The tension is especially palpable now, since the SARS threat comes in the wake of fears of Islamic terrorism post-September 11. The arrests in Singapore last year of nearly 40 members of Jemaah Islamiyah, the Southeast Asia wing of al Qaeda, resulted in heightened security measures at embassies and expat bars. Then, after several Jemaah Islamiyah members were arrested on charges of bombing a Bali night club last October, armed Gurkha guards were posted at the American Club and the British Club in Singapore.


  In early March, fears of retaliation by Iraq against U.S. targets prompted office buildings to beef up security even further, issuing new electronic ID cards to tenants and screening them with handheld metal detectors as they enter.

The few Singapore residents who do actually leave the island these days find that an airport official inserts a small brown card into their passports warning immigrations officials at your destination that they "may have been exposed to SARS." At the airport in Manila, passengers disembarking from Singapore Airlines flights are met by a Filipina nurse who collects "accomplished health" forms swearing that they aren't suffering from a high fever, breathing difficulty, or other SARS symptoms.
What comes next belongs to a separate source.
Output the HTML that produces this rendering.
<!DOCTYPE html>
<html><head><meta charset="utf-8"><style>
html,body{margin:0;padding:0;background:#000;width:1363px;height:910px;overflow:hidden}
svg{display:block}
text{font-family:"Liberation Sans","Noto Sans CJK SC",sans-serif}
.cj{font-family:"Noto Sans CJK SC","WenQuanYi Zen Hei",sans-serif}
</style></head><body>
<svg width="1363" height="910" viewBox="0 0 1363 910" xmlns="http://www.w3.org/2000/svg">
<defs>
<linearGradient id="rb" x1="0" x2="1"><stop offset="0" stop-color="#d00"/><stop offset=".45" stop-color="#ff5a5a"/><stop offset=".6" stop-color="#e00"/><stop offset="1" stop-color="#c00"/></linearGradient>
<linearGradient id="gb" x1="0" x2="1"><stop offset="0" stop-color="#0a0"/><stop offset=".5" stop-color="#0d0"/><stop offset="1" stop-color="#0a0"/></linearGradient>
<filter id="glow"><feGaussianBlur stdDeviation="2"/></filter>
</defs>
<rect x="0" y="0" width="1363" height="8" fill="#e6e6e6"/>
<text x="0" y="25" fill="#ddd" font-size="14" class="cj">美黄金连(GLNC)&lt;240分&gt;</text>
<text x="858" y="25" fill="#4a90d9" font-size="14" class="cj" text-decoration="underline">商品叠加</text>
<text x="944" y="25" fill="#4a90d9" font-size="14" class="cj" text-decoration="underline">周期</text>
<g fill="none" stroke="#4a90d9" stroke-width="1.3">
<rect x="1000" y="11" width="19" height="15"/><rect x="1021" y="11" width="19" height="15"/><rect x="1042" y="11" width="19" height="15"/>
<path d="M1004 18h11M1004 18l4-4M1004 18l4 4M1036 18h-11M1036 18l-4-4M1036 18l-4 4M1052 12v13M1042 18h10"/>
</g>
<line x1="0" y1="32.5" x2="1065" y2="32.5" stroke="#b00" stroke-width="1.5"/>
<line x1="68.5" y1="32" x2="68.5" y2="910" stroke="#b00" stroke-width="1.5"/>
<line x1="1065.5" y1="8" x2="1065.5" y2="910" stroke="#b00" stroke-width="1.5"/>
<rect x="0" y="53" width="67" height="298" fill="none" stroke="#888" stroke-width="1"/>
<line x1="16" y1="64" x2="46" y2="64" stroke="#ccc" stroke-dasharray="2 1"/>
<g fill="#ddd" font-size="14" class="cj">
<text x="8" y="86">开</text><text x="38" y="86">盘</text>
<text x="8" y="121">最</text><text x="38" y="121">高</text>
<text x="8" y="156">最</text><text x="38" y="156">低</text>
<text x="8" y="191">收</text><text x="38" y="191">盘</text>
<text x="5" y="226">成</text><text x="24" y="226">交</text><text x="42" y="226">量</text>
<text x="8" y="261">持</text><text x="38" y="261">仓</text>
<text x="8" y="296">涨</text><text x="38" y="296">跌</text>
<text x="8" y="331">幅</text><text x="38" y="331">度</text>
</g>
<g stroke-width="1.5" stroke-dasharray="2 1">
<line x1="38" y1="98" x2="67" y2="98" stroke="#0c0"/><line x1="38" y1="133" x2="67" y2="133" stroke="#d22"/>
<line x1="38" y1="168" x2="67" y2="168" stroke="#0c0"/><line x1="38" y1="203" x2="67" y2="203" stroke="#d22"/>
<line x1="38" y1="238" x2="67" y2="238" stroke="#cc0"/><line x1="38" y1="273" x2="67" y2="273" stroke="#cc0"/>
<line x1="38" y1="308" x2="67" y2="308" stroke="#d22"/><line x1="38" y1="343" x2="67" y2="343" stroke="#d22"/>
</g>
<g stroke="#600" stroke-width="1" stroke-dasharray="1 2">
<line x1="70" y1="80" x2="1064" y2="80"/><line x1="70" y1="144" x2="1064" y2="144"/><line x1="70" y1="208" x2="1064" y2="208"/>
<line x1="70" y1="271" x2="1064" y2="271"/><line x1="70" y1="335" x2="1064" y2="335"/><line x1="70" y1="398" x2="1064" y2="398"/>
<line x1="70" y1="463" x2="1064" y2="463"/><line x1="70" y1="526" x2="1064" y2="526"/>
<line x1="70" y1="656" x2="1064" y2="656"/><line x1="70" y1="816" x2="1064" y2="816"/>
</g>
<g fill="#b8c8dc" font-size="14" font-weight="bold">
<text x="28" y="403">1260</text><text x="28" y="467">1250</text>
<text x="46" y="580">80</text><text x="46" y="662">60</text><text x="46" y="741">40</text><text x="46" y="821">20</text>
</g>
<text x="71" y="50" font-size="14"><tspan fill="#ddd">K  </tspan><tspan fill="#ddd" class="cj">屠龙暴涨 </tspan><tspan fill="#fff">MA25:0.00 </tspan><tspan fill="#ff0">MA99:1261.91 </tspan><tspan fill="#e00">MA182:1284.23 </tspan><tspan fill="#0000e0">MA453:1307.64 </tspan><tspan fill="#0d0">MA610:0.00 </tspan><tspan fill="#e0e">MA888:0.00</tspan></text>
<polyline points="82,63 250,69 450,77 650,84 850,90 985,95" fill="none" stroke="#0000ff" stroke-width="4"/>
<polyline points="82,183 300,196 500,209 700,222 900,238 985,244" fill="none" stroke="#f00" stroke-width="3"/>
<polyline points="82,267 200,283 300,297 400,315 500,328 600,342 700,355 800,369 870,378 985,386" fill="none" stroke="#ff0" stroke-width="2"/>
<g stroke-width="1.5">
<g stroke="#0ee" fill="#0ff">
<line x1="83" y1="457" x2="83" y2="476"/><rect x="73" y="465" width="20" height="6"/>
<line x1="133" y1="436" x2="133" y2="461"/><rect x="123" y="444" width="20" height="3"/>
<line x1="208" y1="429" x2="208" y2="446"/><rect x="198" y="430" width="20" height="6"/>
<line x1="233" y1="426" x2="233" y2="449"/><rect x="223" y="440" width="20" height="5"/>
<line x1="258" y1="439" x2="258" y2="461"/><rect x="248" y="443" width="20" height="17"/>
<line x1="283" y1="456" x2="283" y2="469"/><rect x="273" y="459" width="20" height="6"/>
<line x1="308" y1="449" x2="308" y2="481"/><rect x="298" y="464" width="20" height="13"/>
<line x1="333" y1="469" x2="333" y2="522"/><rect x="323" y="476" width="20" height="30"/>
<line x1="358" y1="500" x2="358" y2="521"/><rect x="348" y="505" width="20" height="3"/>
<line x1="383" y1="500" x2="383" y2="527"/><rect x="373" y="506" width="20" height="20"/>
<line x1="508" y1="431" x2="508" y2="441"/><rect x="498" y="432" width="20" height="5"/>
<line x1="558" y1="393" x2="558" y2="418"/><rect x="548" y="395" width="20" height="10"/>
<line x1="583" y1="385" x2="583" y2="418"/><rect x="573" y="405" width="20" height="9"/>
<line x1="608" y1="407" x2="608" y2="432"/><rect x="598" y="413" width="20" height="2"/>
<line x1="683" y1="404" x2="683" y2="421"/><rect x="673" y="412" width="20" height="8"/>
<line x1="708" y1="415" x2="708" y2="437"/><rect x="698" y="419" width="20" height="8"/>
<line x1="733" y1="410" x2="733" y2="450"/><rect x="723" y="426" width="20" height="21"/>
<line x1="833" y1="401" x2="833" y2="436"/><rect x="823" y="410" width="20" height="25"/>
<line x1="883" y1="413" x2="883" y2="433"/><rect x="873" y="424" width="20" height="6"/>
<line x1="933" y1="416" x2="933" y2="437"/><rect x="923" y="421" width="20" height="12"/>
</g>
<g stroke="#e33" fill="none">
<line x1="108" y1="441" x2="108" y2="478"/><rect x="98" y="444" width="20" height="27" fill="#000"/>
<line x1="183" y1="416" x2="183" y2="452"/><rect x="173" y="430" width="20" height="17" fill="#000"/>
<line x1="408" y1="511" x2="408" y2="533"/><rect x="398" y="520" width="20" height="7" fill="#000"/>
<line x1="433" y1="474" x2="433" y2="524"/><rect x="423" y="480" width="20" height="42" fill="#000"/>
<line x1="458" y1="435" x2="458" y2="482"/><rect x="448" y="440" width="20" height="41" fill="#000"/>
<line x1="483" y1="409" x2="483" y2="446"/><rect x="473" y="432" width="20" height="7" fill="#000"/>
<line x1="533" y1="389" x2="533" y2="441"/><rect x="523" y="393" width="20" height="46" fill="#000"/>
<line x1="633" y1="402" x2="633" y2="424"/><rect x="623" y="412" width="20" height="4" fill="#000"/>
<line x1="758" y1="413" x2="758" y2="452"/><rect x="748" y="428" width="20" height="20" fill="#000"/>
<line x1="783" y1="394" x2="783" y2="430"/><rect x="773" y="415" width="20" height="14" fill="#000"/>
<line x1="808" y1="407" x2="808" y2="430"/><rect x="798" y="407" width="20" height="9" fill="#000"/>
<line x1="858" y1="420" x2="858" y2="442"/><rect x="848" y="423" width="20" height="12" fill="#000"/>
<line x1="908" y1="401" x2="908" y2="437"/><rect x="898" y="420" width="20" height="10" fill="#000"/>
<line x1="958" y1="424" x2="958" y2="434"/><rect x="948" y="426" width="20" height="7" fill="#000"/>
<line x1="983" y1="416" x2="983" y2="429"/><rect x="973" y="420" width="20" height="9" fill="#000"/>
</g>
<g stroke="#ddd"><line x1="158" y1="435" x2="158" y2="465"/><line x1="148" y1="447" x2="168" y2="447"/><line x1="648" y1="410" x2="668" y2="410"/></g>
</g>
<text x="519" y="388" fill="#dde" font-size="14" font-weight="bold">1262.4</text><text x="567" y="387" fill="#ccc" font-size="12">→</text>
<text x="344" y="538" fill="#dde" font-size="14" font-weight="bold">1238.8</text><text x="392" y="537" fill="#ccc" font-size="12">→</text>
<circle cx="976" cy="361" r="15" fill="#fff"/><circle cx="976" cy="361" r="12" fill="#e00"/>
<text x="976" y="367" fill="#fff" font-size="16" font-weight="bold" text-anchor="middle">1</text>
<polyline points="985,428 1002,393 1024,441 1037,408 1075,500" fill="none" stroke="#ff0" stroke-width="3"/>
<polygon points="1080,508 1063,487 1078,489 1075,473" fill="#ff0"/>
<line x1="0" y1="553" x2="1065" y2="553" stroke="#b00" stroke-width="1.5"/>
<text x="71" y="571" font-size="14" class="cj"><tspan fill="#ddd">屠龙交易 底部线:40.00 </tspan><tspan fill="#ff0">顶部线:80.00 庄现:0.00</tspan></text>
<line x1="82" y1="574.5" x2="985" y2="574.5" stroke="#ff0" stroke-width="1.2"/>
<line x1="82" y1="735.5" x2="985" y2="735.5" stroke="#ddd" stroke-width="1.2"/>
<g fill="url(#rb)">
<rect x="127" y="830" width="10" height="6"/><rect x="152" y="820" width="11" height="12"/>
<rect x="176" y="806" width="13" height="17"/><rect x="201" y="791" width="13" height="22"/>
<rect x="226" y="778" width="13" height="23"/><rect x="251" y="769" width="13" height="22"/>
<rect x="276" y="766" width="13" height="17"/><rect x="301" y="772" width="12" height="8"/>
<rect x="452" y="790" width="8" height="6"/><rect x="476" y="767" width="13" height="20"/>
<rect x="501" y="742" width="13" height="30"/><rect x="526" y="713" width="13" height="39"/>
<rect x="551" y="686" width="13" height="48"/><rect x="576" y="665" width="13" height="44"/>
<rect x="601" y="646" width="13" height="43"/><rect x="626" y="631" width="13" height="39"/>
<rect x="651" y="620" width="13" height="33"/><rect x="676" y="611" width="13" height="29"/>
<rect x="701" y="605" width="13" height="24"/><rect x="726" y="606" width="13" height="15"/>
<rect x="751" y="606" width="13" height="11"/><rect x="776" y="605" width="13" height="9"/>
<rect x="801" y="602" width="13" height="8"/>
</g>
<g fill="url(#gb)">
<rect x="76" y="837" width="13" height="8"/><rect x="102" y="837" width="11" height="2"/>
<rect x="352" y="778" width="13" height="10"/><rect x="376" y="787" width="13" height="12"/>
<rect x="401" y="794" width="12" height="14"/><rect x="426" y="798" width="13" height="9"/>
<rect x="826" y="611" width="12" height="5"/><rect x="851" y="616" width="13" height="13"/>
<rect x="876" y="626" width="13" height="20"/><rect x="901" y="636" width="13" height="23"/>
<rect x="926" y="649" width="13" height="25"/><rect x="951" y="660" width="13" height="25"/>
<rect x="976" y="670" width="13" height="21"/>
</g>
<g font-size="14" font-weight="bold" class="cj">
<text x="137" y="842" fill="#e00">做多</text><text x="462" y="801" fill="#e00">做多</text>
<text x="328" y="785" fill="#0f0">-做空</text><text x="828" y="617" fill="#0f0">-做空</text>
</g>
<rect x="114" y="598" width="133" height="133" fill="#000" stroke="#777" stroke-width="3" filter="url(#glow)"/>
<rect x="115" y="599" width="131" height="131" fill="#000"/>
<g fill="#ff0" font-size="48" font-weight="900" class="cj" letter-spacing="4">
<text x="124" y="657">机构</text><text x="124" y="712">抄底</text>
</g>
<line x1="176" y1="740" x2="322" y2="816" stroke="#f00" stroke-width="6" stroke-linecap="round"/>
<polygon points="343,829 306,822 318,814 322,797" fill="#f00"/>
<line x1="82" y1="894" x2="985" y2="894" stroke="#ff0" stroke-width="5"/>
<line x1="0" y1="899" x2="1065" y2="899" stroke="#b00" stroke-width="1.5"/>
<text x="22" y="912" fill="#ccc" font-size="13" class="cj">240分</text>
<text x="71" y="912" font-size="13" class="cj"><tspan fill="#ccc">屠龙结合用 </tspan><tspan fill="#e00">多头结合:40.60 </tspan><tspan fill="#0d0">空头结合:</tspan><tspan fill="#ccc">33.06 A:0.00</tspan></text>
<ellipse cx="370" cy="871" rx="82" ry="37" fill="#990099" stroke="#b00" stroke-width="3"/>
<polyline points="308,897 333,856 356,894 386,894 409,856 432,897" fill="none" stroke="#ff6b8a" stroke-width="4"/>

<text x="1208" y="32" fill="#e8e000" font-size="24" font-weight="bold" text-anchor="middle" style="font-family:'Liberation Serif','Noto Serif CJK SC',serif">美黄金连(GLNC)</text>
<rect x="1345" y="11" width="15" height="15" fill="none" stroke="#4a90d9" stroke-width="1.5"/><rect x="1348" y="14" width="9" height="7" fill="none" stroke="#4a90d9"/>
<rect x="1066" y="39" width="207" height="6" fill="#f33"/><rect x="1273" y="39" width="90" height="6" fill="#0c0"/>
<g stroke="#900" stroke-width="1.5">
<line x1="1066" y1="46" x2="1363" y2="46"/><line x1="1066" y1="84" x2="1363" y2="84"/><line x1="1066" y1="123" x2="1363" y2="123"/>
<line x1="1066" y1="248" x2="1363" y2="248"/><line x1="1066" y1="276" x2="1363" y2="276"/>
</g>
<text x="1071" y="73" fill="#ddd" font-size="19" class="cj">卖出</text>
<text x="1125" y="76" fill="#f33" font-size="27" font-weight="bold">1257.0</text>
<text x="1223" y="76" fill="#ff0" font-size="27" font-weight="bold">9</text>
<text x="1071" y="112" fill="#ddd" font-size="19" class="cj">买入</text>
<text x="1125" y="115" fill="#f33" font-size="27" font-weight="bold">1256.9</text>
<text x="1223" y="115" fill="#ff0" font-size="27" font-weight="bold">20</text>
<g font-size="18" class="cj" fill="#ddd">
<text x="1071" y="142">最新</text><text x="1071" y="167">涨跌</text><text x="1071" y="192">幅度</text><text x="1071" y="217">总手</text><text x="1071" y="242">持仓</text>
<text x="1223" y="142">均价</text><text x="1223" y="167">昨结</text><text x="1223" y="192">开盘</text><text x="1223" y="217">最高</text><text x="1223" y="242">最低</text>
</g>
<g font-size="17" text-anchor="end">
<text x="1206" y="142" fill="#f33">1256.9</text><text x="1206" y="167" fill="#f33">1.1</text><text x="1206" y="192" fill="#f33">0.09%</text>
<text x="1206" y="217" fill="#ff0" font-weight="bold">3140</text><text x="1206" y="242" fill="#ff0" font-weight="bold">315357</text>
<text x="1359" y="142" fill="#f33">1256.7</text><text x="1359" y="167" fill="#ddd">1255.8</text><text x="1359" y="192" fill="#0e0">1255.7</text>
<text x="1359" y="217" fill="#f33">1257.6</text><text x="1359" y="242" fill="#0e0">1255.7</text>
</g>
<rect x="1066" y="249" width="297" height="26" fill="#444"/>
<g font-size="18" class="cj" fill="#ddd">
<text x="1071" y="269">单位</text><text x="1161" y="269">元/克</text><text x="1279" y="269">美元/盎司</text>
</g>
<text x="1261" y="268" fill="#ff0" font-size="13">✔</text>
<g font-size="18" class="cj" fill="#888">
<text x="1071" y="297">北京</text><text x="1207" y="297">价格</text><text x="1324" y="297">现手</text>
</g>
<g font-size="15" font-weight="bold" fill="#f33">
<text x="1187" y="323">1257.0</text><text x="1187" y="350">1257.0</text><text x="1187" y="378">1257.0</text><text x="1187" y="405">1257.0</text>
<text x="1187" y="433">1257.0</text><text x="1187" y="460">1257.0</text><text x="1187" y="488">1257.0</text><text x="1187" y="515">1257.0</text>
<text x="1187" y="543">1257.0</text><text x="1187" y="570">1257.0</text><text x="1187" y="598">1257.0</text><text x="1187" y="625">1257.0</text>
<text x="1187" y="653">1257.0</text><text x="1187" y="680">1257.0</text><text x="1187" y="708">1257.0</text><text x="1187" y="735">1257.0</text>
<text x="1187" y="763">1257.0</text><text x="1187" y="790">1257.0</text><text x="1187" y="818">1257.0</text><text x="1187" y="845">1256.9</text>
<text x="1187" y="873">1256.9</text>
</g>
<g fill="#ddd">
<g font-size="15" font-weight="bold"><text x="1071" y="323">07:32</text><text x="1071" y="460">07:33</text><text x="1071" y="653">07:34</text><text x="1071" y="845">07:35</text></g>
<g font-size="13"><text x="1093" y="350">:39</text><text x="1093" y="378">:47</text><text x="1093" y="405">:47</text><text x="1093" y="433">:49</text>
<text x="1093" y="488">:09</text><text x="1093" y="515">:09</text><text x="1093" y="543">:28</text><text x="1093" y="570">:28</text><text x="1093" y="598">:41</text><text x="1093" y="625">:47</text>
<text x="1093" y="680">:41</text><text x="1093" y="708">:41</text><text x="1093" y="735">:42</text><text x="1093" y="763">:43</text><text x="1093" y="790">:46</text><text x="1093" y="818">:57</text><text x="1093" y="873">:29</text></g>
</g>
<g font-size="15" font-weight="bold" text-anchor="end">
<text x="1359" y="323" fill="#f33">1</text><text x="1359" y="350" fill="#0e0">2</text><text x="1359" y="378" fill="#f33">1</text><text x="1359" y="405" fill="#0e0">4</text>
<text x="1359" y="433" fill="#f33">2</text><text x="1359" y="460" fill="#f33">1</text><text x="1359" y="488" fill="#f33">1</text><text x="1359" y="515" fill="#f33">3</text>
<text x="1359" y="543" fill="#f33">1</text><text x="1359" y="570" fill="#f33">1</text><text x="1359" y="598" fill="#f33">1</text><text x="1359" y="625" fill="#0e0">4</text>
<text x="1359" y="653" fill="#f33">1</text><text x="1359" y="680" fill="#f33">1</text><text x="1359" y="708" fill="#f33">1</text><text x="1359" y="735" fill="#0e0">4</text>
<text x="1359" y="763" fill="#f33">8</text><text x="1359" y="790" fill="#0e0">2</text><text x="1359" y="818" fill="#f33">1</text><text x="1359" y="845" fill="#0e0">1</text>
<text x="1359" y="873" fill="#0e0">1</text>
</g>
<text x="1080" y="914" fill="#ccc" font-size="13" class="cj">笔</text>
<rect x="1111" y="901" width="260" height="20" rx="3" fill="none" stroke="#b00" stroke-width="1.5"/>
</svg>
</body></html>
The Philippine officials manning the immigrations counters are all wearing surgical masks to protect themselves from inhaling the virus. In Thailand, travelers from Singapore are required to wear surgical masks on their faces while in the country -- even if they're not infected.


  "Those without symptoms who are allowed to enter must wear masks at all times," Thai Health Minister Sudarat Keyuraphan told reporters on Apr. 2. In Malaysia, the government is cutting down on the number of visas it issues to foreign tourists from SARS-affected countries.

In short, travelers might as well be wearing a scarlet letter. A Singapore-based analyst for an international ratings agency traveled to Tokyo on Mar. 31 for meetings with his colleagues there, only to find that they wouldn't see him face-to-face -- so he strategized with them over the phone from his Tokyo hotel room.

Small wonder tourism authorities in Bali complain that arrivals -- already suffering since the bombing last October -- are down 38% since the SARS outbreak. And until a vaccine or treatment for the disease is discovered, the prognosis for the region's sense of well-being isn't good at all.